I have some groundwater data, that I am trying to analyze. For every well, there is a description of the lithology surrounding the filter. My goal is to divide all the wells into main categories based on the dominant lithology type, so that I can make separate histograms for all the lithologies (based on concentrations of fluoride in the water).
The problem I have is that I want to convert the lithology column from example: bk: 86%, lk: 14% --> bk. So, I want to write a code that can recognize the biggest contributor from an example such as this - the problem is I have 9000 wells to do this for, and there are many different lithologies with different contributions.

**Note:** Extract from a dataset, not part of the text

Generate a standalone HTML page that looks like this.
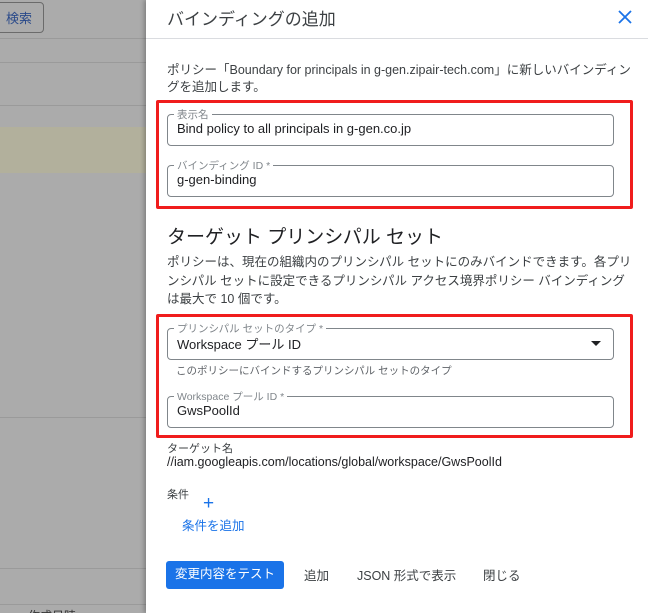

Another problem I have, is that for some of the wells there are 2 lithology types with equal contributions - my idea here was to create one entry for each, with same Well ID.
However, I am really lost? If anyone can point me in the right direction it would be much appreciated.
My code looks like this:
import pandas as pd
import matplotlib.pyplot as plt
import numpy as np
#read data from excel
df1 = pd.read_excel(r"data1.xlsx", 'sheet2')
df2 = pd.read_excel(r"data2.xlsx", 'sheet2')
#merges dataframes
df = pd.concat([df1, df2])
df['INDTAG_LITHOLOGI'].replace('', np.nan, inplace=True) #replace empty fields with 'not a number'
df.dropna(subset=['INDTAG_LITHOLOGI'], inplace=True) #removes all rows with NaN
My idea was to use the max() function in some way if I can make python recognize each entry as a list of values (don't know if it is already a list when it is in a dataframe or simply a string). And in some way use the pandas replace function to reach my final goal, however there are a bunch of steps in between that I have no idea how to achieve. Every entry is in the form xx 57%, yy 32%,...
Any help is much appreciated, I am so lost on this atm.
EDIT: My dataframe looks something like this:
df = pd.DataFrame([['1. 172', 'hs: 88%, hi: 13%'], ['1. 174', 'hs:100%'], ['5. 129', 'ds: 96%, l : 4%']], columns=['WELL_ID', 'LITHOLOGY'])